The Standard’s headline, “Chinese take over prisons” caught my attention. On the face of it, it is a very good property development deal; the type that has driven urbanisation and economic growth in China.
The Chinese propose to take over urban land housing the Harare Prison Complex in exchange for a new prison complex in the countryside, the value proposition being the opportunity the premium location of land in the capital city offers the property developer and his investors.
Harare Prison complex is a good location for their project. It helps too that the prison had outlived its sell-by-date, needing to be completely rebuilt, a process itself that drives economic activity.
In Japan I believe the law requires perfectly good skyscrapers, in particular to the African eye, to be re-built every 50 years. For the same reason of ensuring economic growth, perfectly good cars, in particular to the African eye, are condemned to the scrap yard in Japan and Western Europe hardly over five to 10 years old!
Since however, the land in question is state land the project must be done transparently. Let us avoid the YTL/Zesa power deal and Essar sagas. Firstly, whose land is it; city of Harare or Central government and have rates been paid over the years?
Secondly, there needs to be independent valuation of the land; and the new prison complex to be built by the investor needs all its architectural drawings and costed bill of quantities, including of civil works prepared by competent independent professionals.
The Ministry of Public Works should go for a public tender for the project, requesting sufficient bid bonds and performance bonds to deter fly-by-night operators and those without the capacity to carry out the project. It may very well be that upon perusing the bids Government of Zimbabwe may need to top up the funding.

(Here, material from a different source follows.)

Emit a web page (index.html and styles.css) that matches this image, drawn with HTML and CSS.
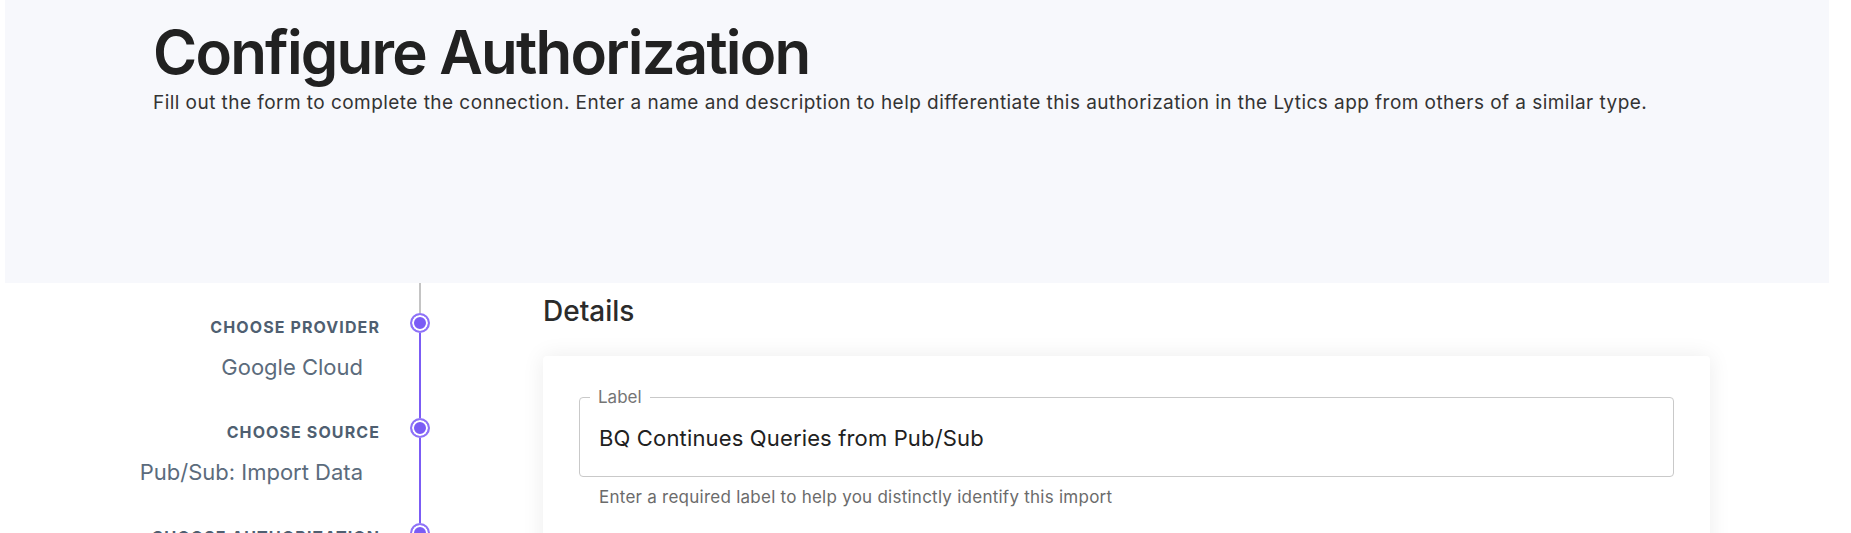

Over and above the barter deal, the investor may need to pay GoZ some money. The Chinese investor, whose idea this may be, should not be short-changed. Innovative ideas must always be rewarded, and not stolen.
This can be achieved by giving them a first mover advantage in the form of a 5 to 10% cost advantage over all other bids, as part of the project’s adjudication criteria besides an assured refund of their verifiable costs to date should they lose the public tender.
Otherwise there is no need to be xenophobic. We need the money and the jobs it brings. This, after all, is what is called Foreign Direct Investment. The project must however be transparently executed.